Dr McMullen said the Free TV Code was failing, allowing alcohol advertising during sport from Friday evening to Sunday night — exactly when alcohol harms peak.
“Time‑based restrictions are weak and inadequate for a product known to cause significant harm and past industry‑led changes to the Code have expanded alcohol advertising, not reduced it.
“The research shows the majority of Australians support less alcohol advertising on television, with three in four Australians supporting less alcohol advertising on television.”
The AMA is also calling on ACMA to ensure the standard captures sponsorships and zero‑alcohol products and to apply rules consistently across free‑to‑air TV and broadcaster streaming services.
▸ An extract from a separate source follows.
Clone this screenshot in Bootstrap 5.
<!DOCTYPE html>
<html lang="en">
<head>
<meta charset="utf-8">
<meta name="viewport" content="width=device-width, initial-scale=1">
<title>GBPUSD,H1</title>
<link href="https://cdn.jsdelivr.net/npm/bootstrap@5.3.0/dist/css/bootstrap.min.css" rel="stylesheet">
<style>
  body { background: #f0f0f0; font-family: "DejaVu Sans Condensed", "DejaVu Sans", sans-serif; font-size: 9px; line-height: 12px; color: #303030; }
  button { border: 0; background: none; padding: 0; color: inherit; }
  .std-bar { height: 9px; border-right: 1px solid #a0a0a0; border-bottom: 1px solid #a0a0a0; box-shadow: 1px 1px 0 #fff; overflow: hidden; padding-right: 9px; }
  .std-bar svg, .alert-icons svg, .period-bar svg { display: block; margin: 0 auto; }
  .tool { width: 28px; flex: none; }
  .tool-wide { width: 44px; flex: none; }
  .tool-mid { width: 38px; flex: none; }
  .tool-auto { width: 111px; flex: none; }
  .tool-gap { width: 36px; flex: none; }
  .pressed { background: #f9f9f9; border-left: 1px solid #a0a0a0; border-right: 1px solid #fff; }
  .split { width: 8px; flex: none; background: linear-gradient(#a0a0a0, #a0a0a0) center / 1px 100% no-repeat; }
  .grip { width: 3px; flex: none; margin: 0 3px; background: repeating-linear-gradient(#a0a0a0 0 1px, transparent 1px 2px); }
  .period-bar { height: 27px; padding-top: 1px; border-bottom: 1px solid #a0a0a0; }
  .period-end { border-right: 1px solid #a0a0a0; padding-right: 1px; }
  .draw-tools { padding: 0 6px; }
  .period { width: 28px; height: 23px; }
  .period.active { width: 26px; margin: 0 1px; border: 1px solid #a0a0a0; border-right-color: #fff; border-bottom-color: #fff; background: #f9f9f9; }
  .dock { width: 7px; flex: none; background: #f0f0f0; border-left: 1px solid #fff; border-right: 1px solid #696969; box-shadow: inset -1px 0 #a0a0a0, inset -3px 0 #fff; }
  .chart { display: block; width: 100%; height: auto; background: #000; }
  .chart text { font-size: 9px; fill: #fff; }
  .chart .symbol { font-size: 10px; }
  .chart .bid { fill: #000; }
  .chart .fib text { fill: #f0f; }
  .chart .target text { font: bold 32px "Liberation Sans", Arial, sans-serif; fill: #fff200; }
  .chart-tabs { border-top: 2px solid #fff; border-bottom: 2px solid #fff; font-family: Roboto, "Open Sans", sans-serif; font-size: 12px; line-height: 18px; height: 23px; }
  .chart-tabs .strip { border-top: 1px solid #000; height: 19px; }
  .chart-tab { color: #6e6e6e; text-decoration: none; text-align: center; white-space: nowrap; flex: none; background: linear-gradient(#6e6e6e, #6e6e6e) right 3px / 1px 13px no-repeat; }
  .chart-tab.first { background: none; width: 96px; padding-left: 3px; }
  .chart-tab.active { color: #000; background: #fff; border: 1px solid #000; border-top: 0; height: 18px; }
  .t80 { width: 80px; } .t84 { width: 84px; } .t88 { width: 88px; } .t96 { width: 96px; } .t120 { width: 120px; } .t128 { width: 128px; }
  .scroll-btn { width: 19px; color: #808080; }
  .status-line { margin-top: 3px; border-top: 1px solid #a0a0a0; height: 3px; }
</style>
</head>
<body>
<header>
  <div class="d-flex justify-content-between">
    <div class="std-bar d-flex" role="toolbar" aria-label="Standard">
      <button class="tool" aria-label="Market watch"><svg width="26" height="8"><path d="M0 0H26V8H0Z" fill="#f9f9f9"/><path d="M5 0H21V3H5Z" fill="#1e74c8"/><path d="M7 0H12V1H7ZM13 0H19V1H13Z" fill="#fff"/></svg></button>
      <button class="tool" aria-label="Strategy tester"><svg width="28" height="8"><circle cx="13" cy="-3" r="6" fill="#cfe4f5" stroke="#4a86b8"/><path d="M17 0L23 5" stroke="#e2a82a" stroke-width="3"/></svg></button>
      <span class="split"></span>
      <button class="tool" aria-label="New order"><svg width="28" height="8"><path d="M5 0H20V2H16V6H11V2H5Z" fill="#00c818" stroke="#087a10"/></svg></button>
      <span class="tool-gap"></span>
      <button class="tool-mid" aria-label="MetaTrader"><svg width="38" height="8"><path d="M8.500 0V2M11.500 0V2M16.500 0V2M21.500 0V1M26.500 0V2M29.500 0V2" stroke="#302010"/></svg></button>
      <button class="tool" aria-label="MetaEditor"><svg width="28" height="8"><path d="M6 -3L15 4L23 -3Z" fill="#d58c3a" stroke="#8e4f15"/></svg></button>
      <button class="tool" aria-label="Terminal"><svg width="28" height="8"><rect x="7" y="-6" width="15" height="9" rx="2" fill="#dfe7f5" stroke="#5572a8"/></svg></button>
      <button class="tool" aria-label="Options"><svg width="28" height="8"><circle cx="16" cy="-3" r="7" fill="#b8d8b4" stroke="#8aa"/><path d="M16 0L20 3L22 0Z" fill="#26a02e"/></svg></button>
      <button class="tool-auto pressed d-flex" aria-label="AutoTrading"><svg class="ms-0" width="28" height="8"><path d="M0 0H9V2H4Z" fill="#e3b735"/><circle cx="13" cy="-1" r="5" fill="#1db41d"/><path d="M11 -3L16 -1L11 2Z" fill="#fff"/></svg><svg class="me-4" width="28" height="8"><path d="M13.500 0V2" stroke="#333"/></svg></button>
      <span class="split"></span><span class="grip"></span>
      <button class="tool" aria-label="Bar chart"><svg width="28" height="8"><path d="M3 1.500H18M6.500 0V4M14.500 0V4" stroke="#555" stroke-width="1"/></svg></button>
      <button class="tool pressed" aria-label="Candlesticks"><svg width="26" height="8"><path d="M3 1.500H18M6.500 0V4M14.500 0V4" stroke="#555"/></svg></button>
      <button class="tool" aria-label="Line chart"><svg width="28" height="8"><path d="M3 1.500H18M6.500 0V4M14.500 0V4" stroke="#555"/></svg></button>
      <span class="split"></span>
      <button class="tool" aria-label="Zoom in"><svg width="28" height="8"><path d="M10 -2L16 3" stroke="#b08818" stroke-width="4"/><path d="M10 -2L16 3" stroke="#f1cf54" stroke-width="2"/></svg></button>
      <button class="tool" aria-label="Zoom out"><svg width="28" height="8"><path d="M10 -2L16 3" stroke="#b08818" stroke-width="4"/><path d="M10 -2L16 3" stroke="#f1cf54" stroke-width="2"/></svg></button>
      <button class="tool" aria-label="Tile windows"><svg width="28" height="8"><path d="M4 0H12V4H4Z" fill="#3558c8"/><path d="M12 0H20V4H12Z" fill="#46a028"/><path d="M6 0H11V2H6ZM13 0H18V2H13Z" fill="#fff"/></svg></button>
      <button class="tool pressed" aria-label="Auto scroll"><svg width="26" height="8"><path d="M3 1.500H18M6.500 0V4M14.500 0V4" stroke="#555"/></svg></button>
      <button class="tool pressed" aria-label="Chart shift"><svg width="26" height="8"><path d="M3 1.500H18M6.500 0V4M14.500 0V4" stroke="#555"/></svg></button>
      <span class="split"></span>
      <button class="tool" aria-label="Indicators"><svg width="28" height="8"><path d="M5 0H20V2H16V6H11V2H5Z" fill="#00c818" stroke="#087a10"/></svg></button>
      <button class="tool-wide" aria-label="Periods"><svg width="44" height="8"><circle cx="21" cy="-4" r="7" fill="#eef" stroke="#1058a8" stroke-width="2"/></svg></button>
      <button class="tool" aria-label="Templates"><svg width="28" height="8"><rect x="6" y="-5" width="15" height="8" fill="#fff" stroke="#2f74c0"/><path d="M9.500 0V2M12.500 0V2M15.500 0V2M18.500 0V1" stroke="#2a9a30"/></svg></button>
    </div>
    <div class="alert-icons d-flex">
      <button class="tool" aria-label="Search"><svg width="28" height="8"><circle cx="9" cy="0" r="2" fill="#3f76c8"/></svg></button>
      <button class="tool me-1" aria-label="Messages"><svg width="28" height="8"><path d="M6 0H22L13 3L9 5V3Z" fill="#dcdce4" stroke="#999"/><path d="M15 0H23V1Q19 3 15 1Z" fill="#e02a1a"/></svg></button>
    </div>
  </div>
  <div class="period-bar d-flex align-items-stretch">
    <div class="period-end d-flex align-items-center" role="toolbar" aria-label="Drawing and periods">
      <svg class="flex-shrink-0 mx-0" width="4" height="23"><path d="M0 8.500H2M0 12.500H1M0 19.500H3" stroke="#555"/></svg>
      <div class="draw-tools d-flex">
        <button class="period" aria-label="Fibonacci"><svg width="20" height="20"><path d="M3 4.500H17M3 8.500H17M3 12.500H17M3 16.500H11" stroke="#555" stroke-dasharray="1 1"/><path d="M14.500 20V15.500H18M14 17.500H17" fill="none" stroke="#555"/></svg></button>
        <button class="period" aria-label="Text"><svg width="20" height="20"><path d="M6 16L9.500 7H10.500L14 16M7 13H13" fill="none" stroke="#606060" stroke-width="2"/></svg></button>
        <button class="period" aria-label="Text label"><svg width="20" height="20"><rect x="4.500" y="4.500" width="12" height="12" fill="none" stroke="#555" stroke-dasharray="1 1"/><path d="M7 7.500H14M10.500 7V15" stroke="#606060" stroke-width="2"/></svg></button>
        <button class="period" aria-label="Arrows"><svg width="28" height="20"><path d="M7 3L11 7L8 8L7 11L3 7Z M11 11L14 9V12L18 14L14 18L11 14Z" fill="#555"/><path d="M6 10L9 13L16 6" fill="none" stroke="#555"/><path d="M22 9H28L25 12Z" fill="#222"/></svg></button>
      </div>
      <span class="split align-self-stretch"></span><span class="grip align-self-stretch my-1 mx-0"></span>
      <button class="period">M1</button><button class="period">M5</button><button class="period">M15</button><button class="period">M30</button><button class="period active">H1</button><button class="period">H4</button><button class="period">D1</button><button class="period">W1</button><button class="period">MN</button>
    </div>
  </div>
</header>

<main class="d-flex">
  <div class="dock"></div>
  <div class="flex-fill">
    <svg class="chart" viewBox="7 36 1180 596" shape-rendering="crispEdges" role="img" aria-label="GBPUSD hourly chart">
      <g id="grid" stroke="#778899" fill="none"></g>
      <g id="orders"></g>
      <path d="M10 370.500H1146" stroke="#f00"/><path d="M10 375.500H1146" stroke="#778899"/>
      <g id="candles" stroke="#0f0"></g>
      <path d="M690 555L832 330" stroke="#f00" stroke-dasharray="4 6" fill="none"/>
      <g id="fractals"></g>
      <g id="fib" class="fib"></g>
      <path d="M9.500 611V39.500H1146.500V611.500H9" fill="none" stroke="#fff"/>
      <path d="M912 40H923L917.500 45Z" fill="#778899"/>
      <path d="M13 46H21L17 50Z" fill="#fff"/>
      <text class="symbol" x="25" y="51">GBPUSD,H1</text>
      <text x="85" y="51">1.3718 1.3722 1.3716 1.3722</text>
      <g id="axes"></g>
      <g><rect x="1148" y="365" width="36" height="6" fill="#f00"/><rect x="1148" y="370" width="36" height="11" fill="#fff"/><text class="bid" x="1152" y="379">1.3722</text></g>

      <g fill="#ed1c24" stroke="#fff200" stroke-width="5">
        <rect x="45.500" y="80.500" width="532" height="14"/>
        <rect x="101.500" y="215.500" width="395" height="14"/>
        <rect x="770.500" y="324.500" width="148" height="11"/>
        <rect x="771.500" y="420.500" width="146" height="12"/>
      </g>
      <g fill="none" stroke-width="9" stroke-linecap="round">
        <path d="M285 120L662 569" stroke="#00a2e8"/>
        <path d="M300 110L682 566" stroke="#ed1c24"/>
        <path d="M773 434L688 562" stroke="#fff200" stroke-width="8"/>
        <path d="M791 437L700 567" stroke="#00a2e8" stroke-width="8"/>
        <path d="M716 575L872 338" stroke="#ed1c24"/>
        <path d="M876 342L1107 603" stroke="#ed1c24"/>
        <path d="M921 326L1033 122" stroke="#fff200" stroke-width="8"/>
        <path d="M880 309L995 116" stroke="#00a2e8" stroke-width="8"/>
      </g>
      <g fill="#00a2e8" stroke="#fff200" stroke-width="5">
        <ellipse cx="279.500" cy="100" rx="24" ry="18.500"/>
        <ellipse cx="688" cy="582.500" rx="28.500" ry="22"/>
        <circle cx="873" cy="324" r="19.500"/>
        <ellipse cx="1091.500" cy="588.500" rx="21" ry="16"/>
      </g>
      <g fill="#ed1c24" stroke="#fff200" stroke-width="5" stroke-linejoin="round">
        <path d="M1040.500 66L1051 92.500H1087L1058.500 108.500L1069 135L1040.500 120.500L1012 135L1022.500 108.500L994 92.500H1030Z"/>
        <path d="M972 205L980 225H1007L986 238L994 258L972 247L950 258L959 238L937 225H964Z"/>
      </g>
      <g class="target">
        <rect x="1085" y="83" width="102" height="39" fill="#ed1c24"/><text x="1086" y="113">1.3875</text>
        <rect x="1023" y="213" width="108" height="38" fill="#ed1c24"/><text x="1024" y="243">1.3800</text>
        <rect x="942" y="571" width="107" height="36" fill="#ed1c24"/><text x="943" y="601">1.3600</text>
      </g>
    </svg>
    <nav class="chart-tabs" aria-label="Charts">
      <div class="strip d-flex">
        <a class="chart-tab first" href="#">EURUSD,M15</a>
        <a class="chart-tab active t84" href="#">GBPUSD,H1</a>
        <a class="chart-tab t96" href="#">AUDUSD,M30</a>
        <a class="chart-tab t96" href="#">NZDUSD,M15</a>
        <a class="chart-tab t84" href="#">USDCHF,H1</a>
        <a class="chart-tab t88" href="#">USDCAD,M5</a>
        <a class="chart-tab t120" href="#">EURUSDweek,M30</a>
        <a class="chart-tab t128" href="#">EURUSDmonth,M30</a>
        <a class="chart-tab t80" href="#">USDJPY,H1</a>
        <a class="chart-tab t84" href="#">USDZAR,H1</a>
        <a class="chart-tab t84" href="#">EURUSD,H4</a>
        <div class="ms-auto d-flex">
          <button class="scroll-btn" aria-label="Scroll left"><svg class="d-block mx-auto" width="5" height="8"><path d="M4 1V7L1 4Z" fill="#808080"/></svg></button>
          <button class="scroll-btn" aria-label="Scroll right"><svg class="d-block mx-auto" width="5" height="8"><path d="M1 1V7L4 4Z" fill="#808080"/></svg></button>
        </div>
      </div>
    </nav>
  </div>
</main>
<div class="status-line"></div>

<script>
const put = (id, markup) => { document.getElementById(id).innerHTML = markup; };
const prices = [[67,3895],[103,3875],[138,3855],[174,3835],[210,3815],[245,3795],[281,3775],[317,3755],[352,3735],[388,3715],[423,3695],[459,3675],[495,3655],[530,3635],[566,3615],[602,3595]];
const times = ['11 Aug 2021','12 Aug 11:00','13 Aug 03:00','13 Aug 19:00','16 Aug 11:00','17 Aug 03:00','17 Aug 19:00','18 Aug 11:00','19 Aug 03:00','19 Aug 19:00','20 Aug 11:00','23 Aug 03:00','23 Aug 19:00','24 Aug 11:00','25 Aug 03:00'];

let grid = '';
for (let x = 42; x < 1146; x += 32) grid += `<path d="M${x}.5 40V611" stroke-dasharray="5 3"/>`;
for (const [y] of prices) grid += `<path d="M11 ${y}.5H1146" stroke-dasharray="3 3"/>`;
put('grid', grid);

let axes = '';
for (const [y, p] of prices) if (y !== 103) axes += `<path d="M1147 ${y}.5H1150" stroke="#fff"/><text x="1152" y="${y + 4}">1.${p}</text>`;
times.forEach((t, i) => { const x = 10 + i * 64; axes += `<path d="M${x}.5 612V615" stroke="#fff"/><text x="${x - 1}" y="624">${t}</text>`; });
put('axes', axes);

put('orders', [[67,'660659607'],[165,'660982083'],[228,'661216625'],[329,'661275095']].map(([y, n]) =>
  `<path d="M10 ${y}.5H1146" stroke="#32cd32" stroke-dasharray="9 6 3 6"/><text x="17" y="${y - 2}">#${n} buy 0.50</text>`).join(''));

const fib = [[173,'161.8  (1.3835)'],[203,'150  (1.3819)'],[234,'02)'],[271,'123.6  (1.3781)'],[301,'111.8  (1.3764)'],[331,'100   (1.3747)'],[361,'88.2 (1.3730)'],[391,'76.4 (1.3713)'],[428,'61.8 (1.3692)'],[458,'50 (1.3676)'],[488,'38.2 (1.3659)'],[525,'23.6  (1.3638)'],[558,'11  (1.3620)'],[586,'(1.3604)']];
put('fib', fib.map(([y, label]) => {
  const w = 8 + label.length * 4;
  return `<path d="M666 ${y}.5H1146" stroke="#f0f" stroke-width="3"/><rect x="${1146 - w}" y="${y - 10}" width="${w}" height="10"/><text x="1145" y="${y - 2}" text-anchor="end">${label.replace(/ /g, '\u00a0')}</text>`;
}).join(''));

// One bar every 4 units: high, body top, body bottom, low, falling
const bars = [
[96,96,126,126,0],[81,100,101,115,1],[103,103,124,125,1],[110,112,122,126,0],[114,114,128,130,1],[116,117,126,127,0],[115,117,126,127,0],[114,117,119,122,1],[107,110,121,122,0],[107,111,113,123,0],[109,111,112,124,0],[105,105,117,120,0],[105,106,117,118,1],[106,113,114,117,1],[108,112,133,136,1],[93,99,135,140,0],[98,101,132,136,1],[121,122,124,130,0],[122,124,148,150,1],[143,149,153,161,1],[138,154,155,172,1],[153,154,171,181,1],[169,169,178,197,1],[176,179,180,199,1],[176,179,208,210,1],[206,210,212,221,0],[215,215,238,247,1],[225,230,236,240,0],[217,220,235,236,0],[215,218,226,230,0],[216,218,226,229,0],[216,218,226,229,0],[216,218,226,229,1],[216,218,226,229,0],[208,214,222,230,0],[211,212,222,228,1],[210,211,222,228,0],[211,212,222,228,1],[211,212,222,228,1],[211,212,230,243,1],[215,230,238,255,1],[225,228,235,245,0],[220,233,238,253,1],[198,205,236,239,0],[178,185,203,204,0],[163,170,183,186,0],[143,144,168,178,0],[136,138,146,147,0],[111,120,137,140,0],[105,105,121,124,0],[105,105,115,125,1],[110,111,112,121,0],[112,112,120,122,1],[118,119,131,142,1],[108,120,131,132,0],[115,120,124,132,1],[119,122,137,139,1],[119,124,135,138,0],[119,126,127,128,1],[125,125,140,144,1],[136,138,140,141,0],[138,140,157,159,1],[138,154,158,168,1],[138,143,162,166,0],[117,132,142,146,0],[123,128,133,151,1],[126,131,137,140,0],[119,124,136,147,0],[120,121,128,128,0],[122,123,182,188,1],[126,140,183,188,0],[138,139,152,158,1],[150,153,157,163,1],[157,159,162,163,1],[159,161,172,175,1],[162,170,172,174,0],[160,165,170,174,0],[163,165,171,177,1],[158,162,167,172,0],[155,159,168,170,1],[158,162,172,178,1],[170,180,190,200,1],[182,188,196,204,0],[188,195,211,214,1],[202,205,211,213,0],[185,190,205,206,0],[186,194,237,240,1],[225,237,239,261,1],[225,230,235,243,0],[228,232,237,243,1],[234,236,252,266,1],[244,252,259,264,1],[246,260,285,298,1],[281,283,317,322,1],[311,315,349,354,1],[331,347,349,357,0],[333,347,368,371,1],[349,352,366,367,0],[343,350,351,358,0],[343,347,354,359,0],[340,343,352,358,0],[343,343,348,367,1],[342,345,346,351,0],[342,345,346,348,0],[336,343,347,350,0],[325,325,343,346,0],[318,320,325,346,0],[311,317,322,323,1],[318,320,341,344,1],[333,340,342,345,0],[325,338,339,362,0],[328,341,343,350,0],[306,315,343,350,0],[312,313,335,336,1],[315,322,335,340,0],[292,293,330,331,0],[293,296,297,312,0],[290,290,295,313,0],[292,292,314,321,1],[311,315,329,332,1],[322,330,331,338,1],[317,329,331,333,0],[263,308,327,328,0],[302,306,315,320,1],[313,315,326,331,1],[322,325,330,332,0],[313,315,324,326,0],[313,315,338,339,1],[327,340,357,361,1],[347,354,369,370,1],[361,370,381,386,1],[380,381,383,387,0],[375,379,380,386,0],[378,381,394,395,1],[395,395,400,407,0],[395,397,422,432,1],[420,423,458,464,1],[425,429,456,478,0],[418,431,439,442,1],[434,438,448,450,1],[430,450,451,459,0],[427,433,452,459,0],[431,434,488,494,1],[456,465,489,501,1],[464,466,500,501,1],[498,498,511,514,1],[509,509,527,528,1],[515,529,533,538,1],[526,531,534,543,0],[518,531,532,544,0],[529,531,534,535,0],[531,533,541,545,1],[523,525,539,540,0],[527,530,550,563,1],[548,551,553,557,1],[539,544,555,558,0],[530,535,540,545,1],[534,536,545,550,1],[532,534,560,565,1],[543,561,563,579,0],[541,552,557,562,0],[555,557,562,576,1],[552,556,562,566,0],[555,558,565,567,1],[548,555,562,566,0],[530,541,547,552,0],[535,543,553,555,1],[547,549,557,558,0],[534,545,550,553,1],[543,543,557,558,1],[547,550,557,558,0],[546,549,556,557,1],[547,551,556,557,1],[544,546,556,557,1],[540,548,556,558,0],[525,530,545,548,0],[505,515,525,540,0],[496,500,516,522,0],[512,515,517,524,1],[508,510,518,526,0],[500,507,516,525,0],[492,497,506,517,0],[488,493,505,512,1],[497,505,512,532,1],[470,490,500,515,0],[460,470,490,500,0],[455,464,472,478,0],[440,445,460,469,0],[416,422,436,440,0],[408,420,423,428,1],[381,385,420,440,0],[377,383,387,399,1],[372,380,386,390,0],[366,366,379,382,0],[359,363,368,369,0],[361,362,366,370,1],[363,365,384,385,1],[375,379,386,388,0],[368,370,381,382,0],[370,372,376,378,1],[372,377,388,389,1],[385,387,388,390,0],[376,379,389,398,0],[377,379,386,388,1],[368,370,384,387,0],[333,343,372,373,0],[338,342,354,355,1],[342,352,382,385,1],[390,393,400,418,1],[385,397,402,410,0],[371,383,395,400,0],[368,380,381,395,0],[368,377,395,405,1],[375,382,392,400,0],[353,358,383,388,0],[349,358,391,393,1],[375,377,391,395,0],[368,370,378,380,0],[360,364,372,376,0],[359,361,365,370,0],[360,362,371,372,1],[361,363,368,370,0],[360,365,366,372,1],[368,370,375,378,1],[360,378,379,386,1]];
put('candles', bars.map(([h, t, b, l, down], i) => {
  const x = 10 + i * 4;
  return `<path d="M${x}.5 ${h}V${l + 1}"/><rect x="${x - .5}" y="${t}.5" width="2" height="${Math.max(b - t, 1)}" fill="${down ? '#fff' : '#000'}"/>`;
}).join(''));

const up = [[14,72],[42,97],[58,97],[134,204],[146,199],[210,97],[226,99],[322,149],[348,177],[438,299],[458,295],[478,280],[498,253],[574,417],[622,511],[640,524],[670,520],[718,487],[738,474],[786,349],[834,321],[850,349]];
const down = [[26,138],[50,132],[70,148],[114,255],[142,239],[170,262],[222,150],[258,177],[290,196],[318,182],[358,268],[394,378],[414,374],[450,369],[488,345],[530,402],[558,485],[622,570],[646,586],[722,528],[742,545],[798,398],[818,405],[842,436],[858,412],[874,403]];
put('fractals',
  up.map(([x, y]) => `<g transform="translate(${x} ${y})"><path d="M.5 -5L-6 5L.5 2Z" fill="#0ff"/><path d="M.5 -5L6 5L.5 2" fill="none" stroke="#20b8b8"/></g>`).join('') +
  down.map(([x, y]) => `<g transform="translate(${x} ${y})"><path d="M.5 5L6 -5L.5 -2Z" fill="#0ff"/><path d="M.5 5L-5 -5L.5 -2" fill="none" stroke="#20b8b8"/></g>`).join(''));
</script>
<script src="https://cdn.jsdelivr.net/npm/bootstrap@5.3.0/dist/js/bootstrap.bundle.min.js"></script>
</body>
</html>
“The Code doesn’t regulate zero or low-alcohol products, despite their similar branding to alcohol,” Dr McMullen said. “But research shows high recall of zero-alcohol product advertising among teenagers, raising concerns about normalisation and gateway effects.
“Broadcaster‑owned streaming and catch‑up services (BVOD) are not covered at all, allowing alcohol ads during children’s programs and commercial broadcasters have refused to close these loopholes voluntarily.
“The fox may not be entirely in charge of the henhouse in terms of the regulation of alcohol advertising, but its paw prints on current regulations are very apparent. It’s time for ACMA to act.”